Wednesday, August 5, 2009

Dark Days - (or where the hell I have been)

Or should that be 'the hell I have been through/going through'??


My old nemesis has reappeared. The Black Dog is back. I fought a battle with this monster some years ago and it nearly cost me my life. I had hoped never to cross paths with this beast again, but alas, he has found me and I find myself going through the same torment as before. For those who are not familiar with the term 'The Black Dog', it refers to depression. I have suffered through it in the past and was foolish enough to believe that I had beaten it. I now believe that it is like alcoholism and never truly is beaten, only contained until the next crisis brings it to the surface again.

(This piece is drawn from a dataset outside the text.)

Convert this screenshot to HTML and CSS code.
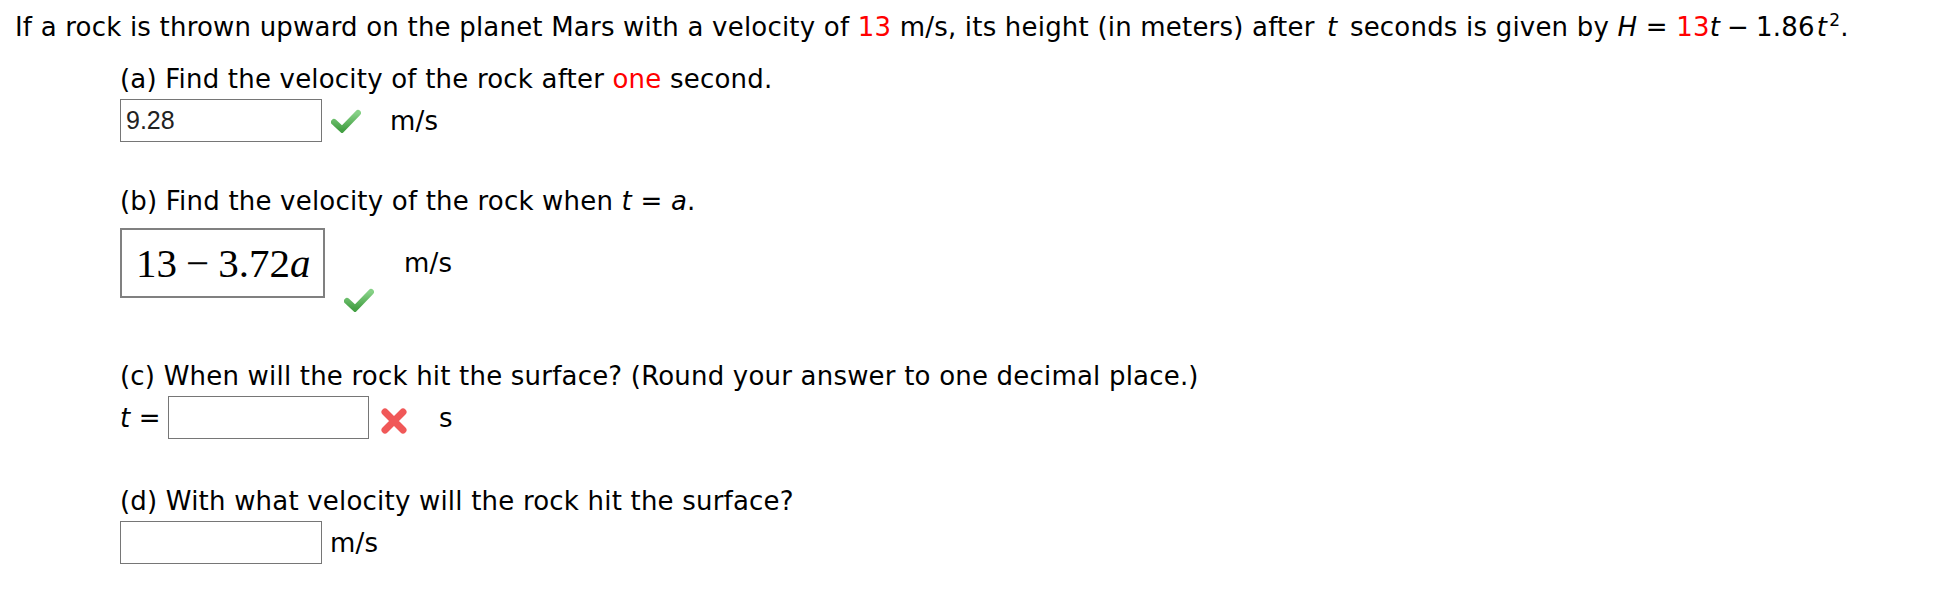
FILE: index.html
```html
<!DOCTYPE html>
<html>
<head>
<meta charset="utf-8">
<link rel="stylesheet" href="styles.css">
</head>
<body>
<div class="page">
  <p class="intro">If a rock is thrown upward on the planet Mars with a velocity of <span class="red">13</span> m/s, its height (in meters) after <i class="var">t</i> seconds is given by <i>H</i> = <span class="red">13</span><i>t</i><span class="minus">−</span>1.86<i class="tt">t</i><sup>2</sup>.</p>

  <div class="part part-a">
    <p class="q">(a) Find the velocity of the rock after <span class="red">one</span> second.</p>
    <div class="row">
      <div class="box"><span class="val">9.28</span></div>
      <svg class="check check-a" viewBox="0 0 30 24" width="30" height="24">
        <defs>
          <linearGradient id="ga" x1="0" y1="0" x2="0" y2="1">
            <stop offset="0" stop-color="#86d186"/>
            <stop offset="1" stop-color="#44a044"/>
          </linearGradient>
        </defs>
        <path d="M3 13 L11 20.5 L27 4" fill="none" stroke="url(#ga)" stroke-width="6" stroke-linecap="round" stroke-linejoin="miter"/>
      </svg>
      <span class="unit unit-a">m/s</span>
    </div>
  </div>

  <div class="part part-b">
    <p class="q">(b) Find the velocity of the rock when <i>t</i> = <i>a</i>.</p>
    <div class="row row-b">
      <div class="mathbox"><span class="m">13</span><span class="m op">−</span><span class="m">3.72</span><span class="m mi">a</span></div>
      <svg class="check check-b" viewBox="0 0 30 24" width="30" height="24">
        <defs>
          <linearGradient id="gb" x1="0" y1="0" x2="0" y2="1">
            <stop offset="0" stop-color="#86d186"/>
            <stop offset="1" stop-color="#44a044"/>
          </linearGradient>
        </defs>
        <path d="M3 13 L11 20.5 L27 4" fill="none" stroke="url(#gb)" stroke-width="6" stroke-linecap="round" stroke-linejoin="miter"/>
      </svg>
      <span class="unit unit-b">m/s</span>
    </div>
  </div>

  <div class="part part-c">
    <p class="q">(c) When will the rock hit the surface? (Round your answer to one decimal place.)</p>
    <div class="row">
      <span class="lbl"><i>t</i> =</span>
      <div class="box box-c"></div>
      <svg class="cross" viewBox="0 0 28 26" width="28" height="26">
        <path d="M5 4 L23 22 M23 4 L5 22" fill="none" stroke="#f05858" stroke-width="7" stroke-linecap="round"/>
      </svg>
      <span class="unit unit-c">s</span>
    </div>
  </div>

  <div class="part part-d">
    <p class="q">(d) With what velocity will the rock hit the surface?</p>
    <div class="row">
      <div class="box"></div>
      <span class="unit unit-d">m/s</span>
    </div>
  </div>
</div>
</body>
</html>
```

FILE: styles.css
```css
html, body {
  margin: 0;
  padding: 0;
  background: #ffffff;
}

.page {
  font-family: "DejaVu Sans", Verdana, sans-serif;
  font-size: 26px;
  letter-spacing: 0.2px;
  color: #000;
  padding: 12px 0 0 15px;
}

p {
  margin: 0;
  line-height: 30px;
}

.red {
  color: #ff0000;
}

.var {
  margin: 0 4px;
}

.minus {
  margin: 0 7px;
}

.tt {
  margin-left: 2px;
}

sup {
  font-size: 17px;
  line-height: 0;
  vertical-align: 10px;
  margin-left: 2px;
}

.part {
  margin-left: 105px;
}

.part-a { margin-top: 22px; }
.part-b { margin-top: 44px; }
.part-c { margin-top: 49px; }
.part-d { margin-top: 47px; }

.row {
  display: flex;
  align-items: center;
  margin-top: 5px;
}

.box {
  width: 200px;
  height: 41px;
  border: 1px solid #767676;
  display: flex;
  align-items: center;
  padding-left: 7px;
  box-sizing: content-box;
}

.box .val {
  font-family: "Liberation Sans", Arial, sans-serif;
  font-size: 25px;
  letter-spacing: 0;
  color: #222;
}

.part-a .box,
.part-d .box {
  width: 195px;
  padding-left: 5px;
}

.check-a {
  margin-left: 9px;
}

.unit-a {
  margin-left: 29px;
}

.row-b {
  align-items: flex-start;
  margin-top: 12px;
}

.mathbox {
  width: 201px;
  height: 66px;
  border: 2px solid #808080;
  display: flex;
  align-items: center;
  font-family: "Liberation Serif", "DejaVu Serif", serif;
  font-size: 41px;
  letter-spacing: 0;
}

.mathbox .m:first-child {
  margin-left: 14px;
}

.mathbox .op {
  margin: 0 9px;
}

.mathbox .mi {
  font-style: italic;
}

.check-b {
  margin-left: 19px;
  margin-top: 60px;
}

.unit-b {
  margin-left: 30px;
  line-height: 70px;
}

.lbl {
  width: 48px;
  flex: none;
}

.box-c {
  width: 199px;
  padding-left: 0;
}

.cross {
  margin-left: 11px;
  margin-top: 6px;
}

.unit-c {
  margin-left: 31px;
}

.unit-d {
  margin-left: 8px;
}
```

I should have recognised the signs. Perhaps I chose to ignore them, denying that I was once again slipping into the abyss. Either way, I am here and I know it is a long way back to the light again. The dark days are here, and all I want to do is hide in the darkness and hope that the world forgets who I am and leaves me alone. Thoughts of death and self harm abound and it is all I can do to stop myself from acting on the impulses I feel. For the time being I still feel it is possible to survive this, and hopefully with medication and counselling I will be able to beat this again. I know it won't be easy, and that is what scares me.

I feel so alone, and once again I face the Dark Days ahead as I walk through the valley of the shadow of death.